• [What this task involves] Can you pull out each line of the data below that includes the word "components"?

• [Data shown]
▬▬▬▬▬▬▬▬▬▬

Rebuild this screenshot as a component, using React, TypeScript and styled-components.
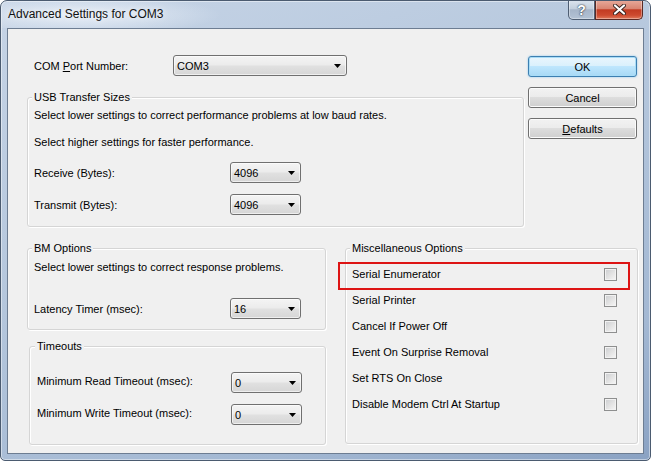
import React from 'react';
import styled, { createGlobalStyle } from 'styled-components';

const GlobalStyle = createGlobalStyle`
  html, body {
    margin: 0;
    padding: 0;
    background: #ffffff;
  }
  body {
    font-family: "Liberation Sans", Arial, sans-serif;
    font-size: 11px;
    color: #000000;
  }
`;

const Window = styled.div`
  width: 651px;
  height: 461px;
  box-sizing: border-box;
  display: flex;
  flex-direction: column;
  border: 1px solid #4b5b70;
  border-radius: 7px 7px 5px 5px;
  background: linear-gradient(160deg, #c6d4e6 0%, #b4c6dc 45%, #a3b8d3 80%, #8aa2c3 100%);
  box-shadow: inset 0 0 0 1px rgba(255, 255, 255, 0.45);
  overflow: hidden;
`;

const TitleBar = styled.div`
  height: 27px;
  display: flex;
  align-items: flex-start;
  padding-left: 7px;
  background: radial-gradient(ellipse 140px 20px at 80px 14px, rgba(240, 245, 251, 0.8), rgba(240, 245, 251, 0));
`;

const Title = styled.div`
  font-size: 12px;
  line-height: 27px;
  color: #111111;
  text-shadow: 0 0 6px rgba(255, 255, 255, 0.9);
`;

const Caption = styled.div`
  display: flex;
  margin-left: auto;
  margin-right: 7px;
  margin-top: -1px;
`;

const CaptionButton = styled.div<{ $close?: boolean }>`
  height: 20px;
  width: ${p => (p.$close ? 48 : 27)}px;
  box-sizing: border-box;
  display: flex;
  align-items: center;
  justify-content: center;
  border: 1px solid ${p => (p.$close ? '#5b2a24' : '#4e5d72')};
  border-top: none;
  border-radius: ${p => (p.$close ? '0 0 5px 0' : '0 0 0 5px')};
  background: ${p =>
    p.$close
      ? 'linear-gradient(#e8ab9c 0%, #d98572 45%, #c23b22 52%, #cd4a2f 80%, #e07a5c 100%)'
      : 'linear-gradient(#dde5ef 0%, #c3cfdd 45%, #a6b5c9 52%, #b3c2d5 100%)'};
  box-shadow: inset 0 0 0 1px rgba(255, 255, 255, 0.35);
  color: #ffffff;
  font-weight: bold;
  font-size: 14px;
  text-shadow: 0 0 1px #2c3440, 0 0 2px #2c3440;
`;

const Client = styled.div`
  flex: 1;
  margin: 0 6px 6px;
  border: 1px solid #6d7d92;
  background: #f0f0f0;
  padding: 26px 5px 0 19px;
  display: flex;
  flex-direction: column;
  line-height: 14px;
`;

const TopSection = styled.div`
  display: flex;
  justify-content: space-between;
  align-items: flex-start;
`;

const LeftTop = styled.div`
  width: 497px;
  display: flex;
  flex-direction: column;
`;

const ComRow = styled.div`
  display: flex;
  align-items: center;
  height: 21px;
  padding-left: 7px;
`;

const Label = styled.span<{ $w: number; $lift?: number }>`
  width: ${p => p.$w}px;
  flex-shrink: 0;
  padding-bottom: ${p => p.$lift ?? 0}px;
`;

const ButtonColumn = styled.div`
  display: flex;
  flex-direction: column;
  gap: 10px;
  margin-top: 1px;
  margin-right: 1px;
`;

const Button = styled.button<{ $default?: boolean }>`
  width: 109px;
  height: 21px;
  padding: 0;
  border: 1px solid ${p => (p.$default ? '#3c7fb1' : '#707070')};
  border-radius: 3px;
  background: ${p =>
    p.$default
      ? 'linear-gradient(#eaf6fd 0%, #d9f0fc 50%, #bee6fd 50%, #a7d9f5 100%)'
      : 'linear-gradient(#f2f2f2 0%, #ebebeb 50%, #dddddd 50%, #cfcfcf 100%)'};
  box-shadow: ${p =>
    p.$default ? 'inset 0 0 0 1px #a9dcf6, 0 0 2px #7fc2ee' : 'inset 0 0 0 1px #fbfbfb'};
  font-family: "Liberation Sans", Arial, sans-serif;
  font-size: 11px;
  color: #000000;
`;

const Group = styled.fieldset<{ $w: number; $pt: number; $pb: number; $pl?: number; $pr?: number; $mt?: number; $ml?: number }>`
  box-sizing: border-box;
  width: ${p => p.$w}px;
  min-inline-size: 0;
  margin: ${p => p.$mt ?? 0}px 0 0 ${p => p.$ml ?? 0}px;
  padding: ${p => p.$pt}px ${p => p.$pr ?? 6}px ${p => p.$pb}px ${p => p.$pl ?? 6}px;
  border: 1px solid #d5d5d5;
  border-radius: 3px;
  box-shadow: inset 1px 1px 0 #ffffff, 1px 1px 0 #ffffff;
  display: flex;
  flex-direction: column;
`;

const Legend = styled.legend`
  padding: 0 2px;
  margin-left: -2px;
  line-height: 14px;
  background: #f0f0f0;
`;

const Text = styled.div<{ $mt?: number }>`
  margin-top: ${p => p.$mt ?? 0}px;
  white-space: nowrap;
`;

const FieldRow = styled.div<{ $mt?: number }>`
  display: flex;
  align-items: center;
  height: 21px;
  margin-top: ${p => p.$mt ?? 0}px;
`;

const Select = styled.div<{ $w: number }>`
  width: ${p => p.$w}px;
  height: 21px;
  box-sizing: border-box;
  display: flex;
  align-items: center;
  padding-left: 3px;
  border: 1px solid #707070;
  border-radius: 3px;
  background: linear-gradient(#f4f4f4 0%, #ececec 45%, #e0e0e0 55%, #d6d6d6 100%);
  box-shadow: inset 0 0 0 1px rgba(255, 255, 255, 0.6);
`;

const Arrow = styled.svg`
  margin-left: auto;
  margin-right: 5px;
`;

const BottomSection = styled.div`
  display: flex;
  gap: 19px;
  margin-top: 14px;
  align-items: flex-start;
`;

const LeftColumn = styled.div`
  display: flex;
  flex-direction: column;
`;

const OptionRow = styled.div<{ $marked?: boolean }>`
  position: relative;
  height: 26px;
  display: flex;
  align-items: center;
  justify-content: space-between;

  &::after {
    content: "";
    display: ${p => (p.$marked ? 'block' : 'none')};
    position: absolute;
    left: -14px;
    right: -13px;
    top: 1px;
    bottom: -3px;
    border: 2px solid #dd1414;
  }
`;

const CheckBox = styled.span`
  width: 13px;
  height: 13px;
  box-sizing: border-box;
  border: 1px solid #8e8f8f;
  background: linear-gradient(135deg, #cbcdd0 0%, #e4e4e4 55%, #f7f7f7 100%);
  box-shadow: inset 0 0 0 1px #f2f2f2;
`;

const Dropdown = ({ value, width }: { value: string; width: number }) => (
  <Select $w={width}>
    <span>{value}</span>
    <Arrow width="7" height="4" viewBox="0 0 7 4">
      <polygon points="0,0 7,0 3.5,4" fill="#000" />
    </Arrow>
  </Select>
);

const options = [
  'Serial Enumerator',
  'Serial Printer',
  'Cancel If Power Off',
  'Event On Surprise Removal',
  'Set RTS On Close',
  'Disable Modem Ctrl At Startup',
];

const App = () => {
  return (
    <>
      <GlobalStyle />
      <Window>
        <TitleBar>
          <Title>Advanced Settings for COM3</Title>
          <Caption>
            <CaptionButton>?</CaptionButton>
            <CaptionButton $close>
              <svg width="13" height="11" viewBox="0 0 13 11">
                <path d="M2 1.5 L11 9.5 M11 1.5 L2 9.5" stroke="#3a2420" strokeWidth="4" strokeLinecap="round" />
                <path d="M2 1.5 L11 9.5 M11 1.5 L2 9.5" stroke="#ffffff" strokeWidth="2.2" strokeLinecap="round" />
              </svg>
            </CaptionButton>
          </Caption>
        </TitleBar>

        <Client>
          <TopSection>
            <LeftTop>
              <ComRow>
                <Label $w={139}>
                  COM <u>P</u>ort Number:
                </Label>
                <Dropdown value="COM3" width={174} />
              </ComRow>

              <Group $w={497} $mt={14} $pt={4} $pb={11}>
                <Legend>USB Transfer Sizes</Legend>
                <Text>Select lower settings to correct performance problems at low baud rates.</Text>
                <Text $mt={13}>Select higher settings for faster performance.</Text>
                <FieldRow $mt={13}>
                  <Label $w={196}>Receive (Bytes):</Label>
                  <Dropdown value="4096" width={71} />
                </FieldRow>
                <FieldRow $mt={11}>
                  <Label $w={196}>Transmit (Bytes):</Label>
                  <Dropdown value="4096" width={71} />
                </FieldRow>
              </Group>
            </LeftTop>

            <ButtonColumn>
              <Button $default>OK</Button>
              <Button>Cancel</Button>
              <Button>
                <u>D</u>efaults
              </Button>
            </ButtonColumn>
          </TopSection>

          <BottomSection>
            <LeftColumn>
              <Group $w={299} $pt={5} $pb={10}>
                <Legend>BM Options</Legend>
                <Text>Select lower settings to correct response problems.</Text>
                <FieldRow $mt={24}>
                  <Label $w={196}>Latency Timer (msec):</Label>
                  <Dropdown value="16" width={71} />
                </FieldRow>
              </Group>

              <Group $w={297} $ml={2} $mt={9} $pt={19} $pb={19} $pl={7}>
                <Legend>Timeouts</Legend>
                <FieldRow>
                  <Label $w={194} $lift={4}>Minimum Read Timeout (msec):</Label>
                  <Dropdown value="0" width={71} />
                </FieldRow>
                <FieldRow $mt={11}>
                  <Label $w={194} $lift={4}>Minimum Write Timeout (msec):</Label>
                  <Dropdown value="0" width={71} />
                </FieldRow>
              </Group>
            </LeftColumn>

            <Group $w={293} $pt={6} $pb={26} $pr={20}>
              <Legend>Miscellaneous Options</Legend>
              {options.map((o, i) => (
                <OptionRow key={o} $marked={i === 0}>
                  <span>{o}</span>
                  <CheckBox />
                </OptionRow>
              ))}
            </Group>
          </BottomSection>
        </Client>
      </Window>
    </>
  );
};

export default App;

▬▬▬▬▬▬▬▬▬▬

• [The answer]
Rebuild this screenshot as a component, using React, TypeScript and styled-components.
import styled, { createGlobalStyle } from 'styled-components';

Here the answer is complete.